Generic drug use saves billions
TRENTON, N.J. – Growing use of generic medicines has reduced U.S. health care spending by more than $1 trillion over the past decade, according to an industry-funded study released Thursday.
The fourth annual report, produced for the Generic Pharmaceutical Association, found use of generic prescription drugs in the U.S. saved about $193 billion last year alone. That amount was up 22 percent from the $158 billion in savings from generics in 2010, and was more than three times the $60 billion in savings in 2002, the report states.

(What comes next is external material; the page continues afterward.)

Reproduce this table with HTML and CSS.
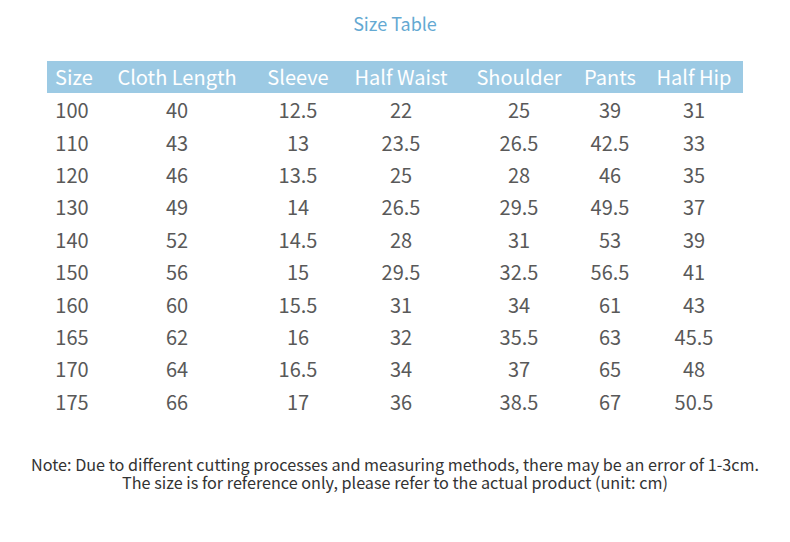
FILE: index.html
```html
<!DOCTYPE html>
<html>
<head>
<meta charset="utf-8">
<link rel="stylesheet" href="styles.css">
</head>
<body>
<div class="page">
  <h1 class="title">Size Table</h1>
  <table class="sizes">
    <colgroup>
      <col class="c1"><col class="c2"><col class="c3"><col class="c4"><col class="c5"><col class="c6"><col class="c7">
    </colgroup>
    <thead>
      <tr><th>Size</th><th>Cloth Length</th><th>Sleeve</th><th>Half Waist</th><th>Shoulder</th><th>Pants</th><th>Half Hip</th></tr>
    </thead>
    <tbody>
      <tr><td>100</td><td>40</td><td>12.5</td><td>22</td><td>25</td><td>39</td><td>31</td></tr>
      <tr><td>110</td><td>43</td><td>13</td><td>23.5</td><td>26.5</td><td>42.5</td><td>33</td></tr>
      <tr><td>120</td><td>46</td><td>13.5</td><td>25</td><td>28</td><td>46</td><td>35</td></tr>
      <tr><td>130</td><td>49</td><td>14</td><td>26.5</td><td>29.5</td><td>49.5</td><td>37</td></tr>
      <tr><td>140</td><td>52</td><td>14.5</td><td>28</td><td>31</td><td>53</td><td>39</td></tr>
      <tr><td>150</td><td>56</td><td>15</td><td>29.5</td><td>32.5</td><td>56.5</td><td>41</td></tr>
      <tr><td>160</td><td>60</td><td>15.5</td><td>31</td><td>34</td><td>61</td><td>43</td></tr>
      <tr><td>165</td><td>62</td><td>16</td><td>32</td><td>35.5</td><td>63</td><td>45.5</td></tr>
      <tr><td>170</td><td>64</td><td>16.5</td><td>34</td><td>37</td><td>65</td><td>48</td></tr>
      <tr><td>175</td><td>66</td><td>17</td><td>36</td><td>38.5</td><td>67</td><td>50.5</td></tr>
    </tbody>
  </table>
  <p class="note">Note: Due to different cutting processes and measuring methods, there may be an error of 1-3cm.<br>The size is for reference only, please refer to the actual product (unit: cm)</p>
</div>
</body>
</html>
```
FILE: styles.css
```css
html, body {
  margin: 0;
  padding: 0;
  background: #ffffff;
}
body {
  font-family: "Noto Sans CJK SC", "Noto Sans", sans-serif;
  width: 790px;
  height: 542px;
  overflow: hidden;
}
.page {
  display: flex;
  flex-direction: column;
  align-items: center;
  padding-top: 10px;
}
.title {
  margin: 0;
  font-size: 18px;
  font-weight: 400;
  line-height: 26px;
  color: #64a9d2;
}
.sizes {
  margin-top: 25px;
  width: 696px;
  border-collapse: collapse;
  table-layout: fixed;
}
.c1 { width: 50px; }
.c2 { width: 160px; }
.c3 { width: 82px; }
.c4 { width: 124px; }
.c5 { width: 112px; }
.c6 { width: 70px; }
.c7 { width: 98px; }
.sizes th {
  background: #9ccae4;
  color: #ffffff;
  font-weight: 400;
  font-size: 20px;
  height: 32px;
  padding: 0;
  line-height: 32px;
  white-space: nowrap;
  text-align: center;
}
.sizes th:first-child {
  text-align: left;
  padding-left: 8px;
}
.sizes td {
  color: #595959;
  font-size: 20px;
  height: 32.4px;
  padding: 0;
  text-align: center;
  line-height: 32px;
}
.sizes tbody tr:first-child td {
  padding-top: 1px;
}
.note {
  margin: 37px 0 0;
  font-size: 16.2px;
  line-height: 18.5px;
  color: #333333;
  text-align: center;
  white-space: nowrap;
}
```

Last year, nearly 80 percent of the 4 billion prescriptions dispensed in this country were generic drugs. Because of their cheaper prices, those drugs accounted for just 27 percent of total U.S. spending on prescription medicines. In categories where both branded medicines and generic drugs are available, consumers opted to get the generic version 94 percent of the time last year, the report noted.
Once there are multiple generic versions of a brand-name drug available in pharmacies, the price for all those generics generally drops to 80 percent to 90 percent less than the brand-name price.
Growth in generic use has been accelerating in the last several years as the first generics arrived for an unprecedented number of popular drugs, taken daily by millions of people, that were launched a decade or more ago and are now seeing their patents expire. Those multi-billion-dollar-a-year drugs include Lipitor for high cholesterol, blood thinner Plavix, antidepressant Effexor XR, osteoporosis pill Fosamax and Aricept for Alzheimer’s disease symptoms.
Generics are chemically equivalent to brand-name drugs and work the same in nearly all patients. They are cheaper because, unlike the pharmaceutical companies that create brand-name medicines, generic drugmakers don’t have to spend roughly a decade and a $1 billion on tests to prove the drugs are safe and effective.